Bobby Blue Bland -- who is performing at the Continental Club August 6 and 7 -- is from Tennessee, not Mississippi, and much of his success came on a label based in Houston. He doesn't play guitar. Back in his younger days, he did put away a bottle of hard liquor a day, but he hasn't touched the stuff in decades. He's never killed anybody or been to prison, and he never appears in public in anything other than an expensive tailored suit -- a far cry from the rags or hayseed getup much of the white audience expects a "real-deal" bluesman to wear. If Bland ever sold his soul to the devil at the crossroads some dark Mississippi night, nobody knows anything about it.

While many self-appointed white experts brand Bland's sophisticated, urban blend of down-home blues, gospel and pop balladry something other than blues, virtually all Southern blacks call it blues. What's the deal with that? What gives white folks, of all people, the right to say what is and isn't "authentic" blues? Why is Bobby Bland always considered a less real bluesman than, say, Robert Johnson? In Houston, why is it that so many people persist in believing that the disheveled, guitar-humping Little Joe Washington is more authentic than the immaculate, dignified Texas Johnny Brown?

Since it is not in Mississippi, and since it is not Chicago (the "authentic" blues' other "true home"), Houston has always been seen as something less than authentic. In his book Down in Houston: Bayou City Blues, Houston Press contributor Roger Wood relates one such episode. A visiting Northern scholar from a prestigious university came to Houston, took a tour of the Third Ward blues clubs, and concluded that what he heard there was "not blues." Oh, the musicians who played the stuff might've said it was the blues, and the people in the audience might have agreed, but this expert knew better.

"That attitude really bothers me," says Wood. "It's the religious impulse to exclude, and I say 'religious' in a very ugly human sense.
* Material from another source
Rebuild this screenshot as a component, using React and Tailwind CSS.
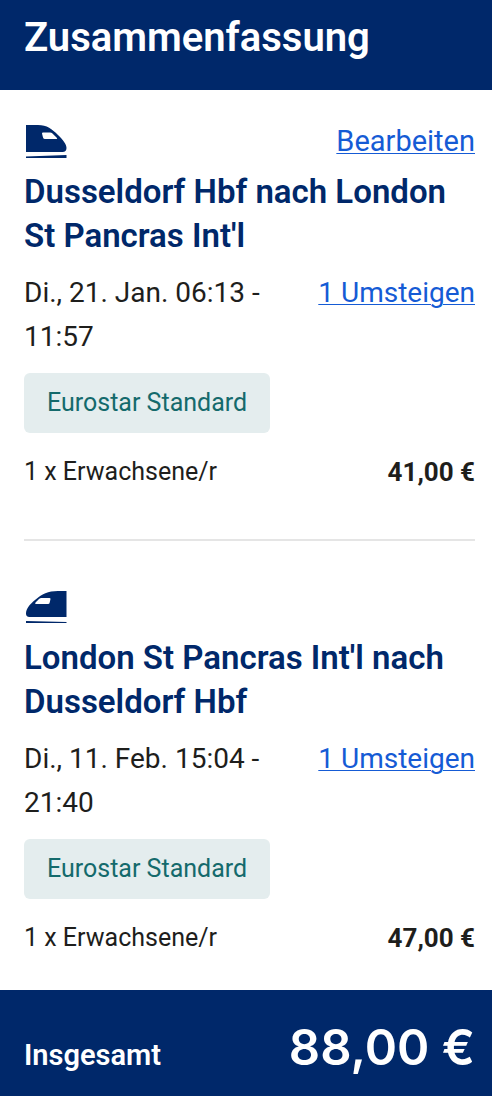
import React from 'react'

const journeys = [
  {
    id: 'outbound',
    title: "Dusseldorf Hbf nach London St Pancras Int'l",
    time: 'Di., 21. Jan. 06:13 - 11:57',
    fare: 'Eurostar Standard',
    passengers: '1 x Erwachsene/r',
    price: '41,00 €',
    editable: true,
  },
  {
    id: 'return',
    title: "London St Pancras Int'l nach Dusseldorf Hbf",
    time: 'Di., 11. Feb. 15:04 - 21:40',
    fare: 'Eurostar Standard',
    passengers: '1 x Erwachsene/r',
    price: '47,00 €',
    editable: false,
  },
]

const OutboundTrain = () => (
  <svg width="44" height="34" viewBox="-1 0 44 34" fill="#00286a" aria-hidden="true">
    <path
      fillRule="evenodd"
      d="M1 0H13C22 0 27 4 33 10C38 15 41.500 19 41.500 23C41.500 25.500 40 27 37.500 27H1ZM18 7.500Q17 7.500 17 8.500L18 12.500Q18.500 14 20 14H31.500Q32.500 14 32 13L27.500 8.500Q26.500 7.500 25 7.500Z"
    />
    <path d="M1 31.500L41.500 30V33H1Z" />
  </svg>
)

const ReturnTrain = () => (
  <svg width="44" height="34" viewBox="-1 1 44 34" fill="#00286a" aria-hidden="true">
    <path
      fillRule="evenodd"
      d="M41.500 1V27H4.500C2 27 1 25.500 1 23.500C1 19 5 14 10 10C17 4 23 1 33 1ZM16.500 8Q15 8 14 9L10.500 12.500Q9.500 14 11 14H23Q24.500 14 24.700 12.500L25.500 9Q25.500 8 24.500 8Z"
    />
    <path d="M1 31L41.500 32V33H1Z" />
  </svg>
)

const Journey = ({ journey }) => {
  return (
    <section className="text-[#1e1e1c]">
      <div className="flex items-start justify-between h-11">
        <div className="pt-[6px]">
          {journey.editable ? <OutboundTrain /> : <ReturnTrain />}
        </div>
        {journey.editable && (
          <a href="#edit" className="text-[29px] leading-[44px] text-[#155bd5] underline decoration-1 underline-offset-2">
            Bearbeiten
          </a>
        )}
      </div>

      <h2 className="mt-[7px] text-[33px] leading-[44px] font-semibold text-[#00286a]">{journey.title}</h2>

      <div className="mt-[13px] flex items-start justify-between text-[28px] leading-[44px]">
        <p className="w-[260px]">{journey.time}</p>
        <a href={`#${journey.id}`} className="text-[#155bd5] underline decoration-1 underline-offset-2 whitespace-nowrap">
          1 Umsteigen
        </a>
      </div>

      <div className="mt-[14px] inline-flex items-center h-[60px] px-[23px] rounded-md bg-[#e4edee] text-[25px] text-[#146a6c]">
        {journey.fare}
      </div>

      <div className="mt-[17px] flex items-center justify-between leading-[44px]">
        <span className="text-[25px]">{journey.passengers}</span>
        <strong className="text-[26px] font-bold">{journey.price}</strong>
      </div>
    </section>
  )
}

const App = () => {
  return (
    <div className="bg-white font-['Roboto',sans-serif]">
      <header className="bg-[#00286a] pl-6 pr-[17px] pt-4 pb-[30px]">
        <h1 className="text-[40px] leading-[44px] font-semibold text-white">Zusammenfassung</h1>
      </header>

      <main className="pl-6 pr-[17px] pt-[29px] pb-[30px]">
        <Journey journey={journeys[0]} />
        <hr className="mt-[45px] mb-[44px] border-t-2 border-[#e5e5e5]" />
        <Journey journey={journeys[1]} />
      </main>

      <footer className="bg-[#00286a] pl-6 pr-[17px] pt-7 pb-[18px] flex items-baseline justify-between text-white font-semibold">
        <span className="text-[29px]">Insgesamt</span>
        <span className="font-['Inter',sans-serif] text-[49px] leading-[60px]">88,00 €</span>
      </footer>
    </div>
  )
}

export default App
You sit in judgment on all music and say 'This is blues' and 'This isn't blues,' and you say half of it is saved and the other half can go to hell. 'I'm the expert and you're not.' That kind of thinking frankly reminds me of Osama bin Laden."

There is a racist element to this line of thinking, too. There always has been. When my great-grandfather and great-uncle brought Leadbelly to New York in 1935, the die of the "primitive," "authentic" bluesman was cast. Media coverage of his first high-society concerts focused almost exclusively on the less savory aspects of his personality, which included a violent temper (he was a convicted murderer), perhaps excessive enjoyment of gambling and strong drink, and a practiced eye for the ladies. The New York media went hog-wild for this authentic creature -- and I choose that word carefully, for they regarded him as little removed from an animal. In their eyes, here was a real-deal noble savage, a primitive in our midst, one step removed from the African jungle!